I sold mine ...
The reason that the Canon A series cameras were such a financial success for the company in those days and they sold literally millions of them is that they were using new microprocessor electronics and highly automated manufacturing techniques that enabled them to offer to the public excellent hi tech products cheaply, there was no competition because nobody was making anything like them in the price range at that time.
I wouldn't call the EM an AE-1 equivilant because the EM did not have manual override on the shutter speeds.
I too sold the AE-1 in the 70's and 80's. It was much easier explaining the shutter speed automatic vs. aperture automatic to the amateur consumer. Stopping action or depth of field priority.
Shutter priority was very attractive to those who were used to Kodachrome II or, eventually, Kodachrome 64.
Sometimes it can be hard to remember what it was like to think of ASA 125 as a fast film.
An interesting pictorial timeline of various cameras from Nikon, Canon, Minolta, and Pentax:
http://minolta.eazypix.de/slrtable/
That's true and not only Nikon F's, if only pro's bought professional cameras in general made by any company they wouldn't exist because the market is too small to justify the enormous R&D costs of bringing out a new model for the quantity they would sell wouldn't be financially viable for the manufacturers.Only a few people who bought the F were pros.
I am a Nikon man through and through, but realistically, Canon has almost always had a superior product at any given time in the seventies, eighties and nineties.
Even if Canon ate Nikon's lunch during that AE-1 period it seems Nikon cameras of the day, bother better and inferior, mostly sell for more now. Maybe because there's so darn many AE-1 cameras out there?
This continues to be interesting. Another thing that prompted me to post this question was a recent FS ad here where the seller had to drop his AE-1 (with lens) to $10 to get it to move. Even if Canon ate Nikon's lunch during that AE-1 period it seems Nikon cameras of the day, bother better and inferior, mostly sell for more now. Maybe because there's so darn many AE-1 cameras out there?
Another point is that Nikon kept the same lens mount. You can swap your lens collection back and forth between your old Nikon 35mm and your new Nikon DSLR so you have the choice between the great look of film or the ease of digital capture.
SNIP
What is fully compatible? only AI and AF (plain AF) lenses. No, but wait... AF lenses won't do auto-focus with cameras without an in-camera motor. Ok, that's a minor problem.
That's more or less a myth.
G-series lenses, which is what Nikon sells mostly nowadays, are plainly incompatible with all manual-focus Nikon cameras. The diaphragm will always close to f22 or f32 on those, rendering the lens unusable.
Pre-AI lenses are incompatible with all full frame Nikon DSLRs. They won't mount. And those lenses include the best built lenses Nikon ever made, so this is a big issue for me. AI conversion? That's butchering a lens, messing down with history!

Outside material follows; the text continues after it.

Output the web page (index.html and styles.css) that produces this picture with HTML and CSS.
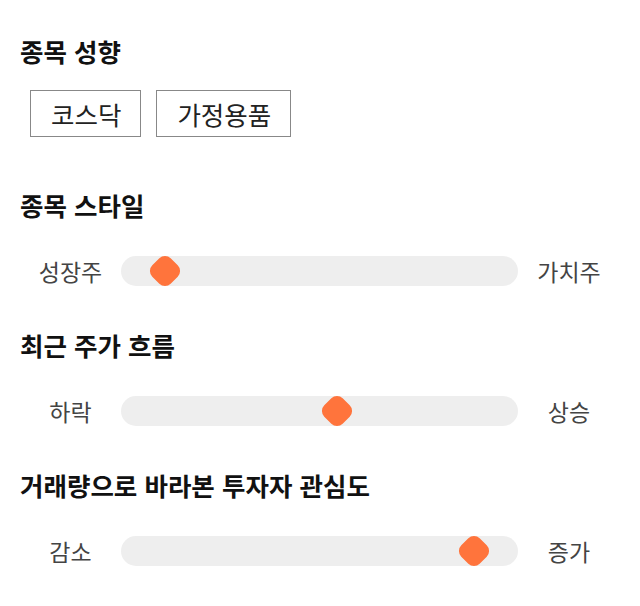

What is fully compatible? only AI and AF (plain AF) lenses. No, but wait... AF lenses won't do auto-focus with cameras without an in-camera motor. Ok, that's a minor problem.
With Canon is very easy:
All FD and FL lenses work with all FD-mount or FL-mount manual focus cameras (A-series, T-series, F-series).
All EF lenses work with ALL EF-mount cameras; early 1987 EF lenses work on the latest DSLR cameras and the latest EF lenses work in the 1987 Canon EOS 650.
... and i can mount practically all Nikon F-mount lenses on the EF cameras via an adapter.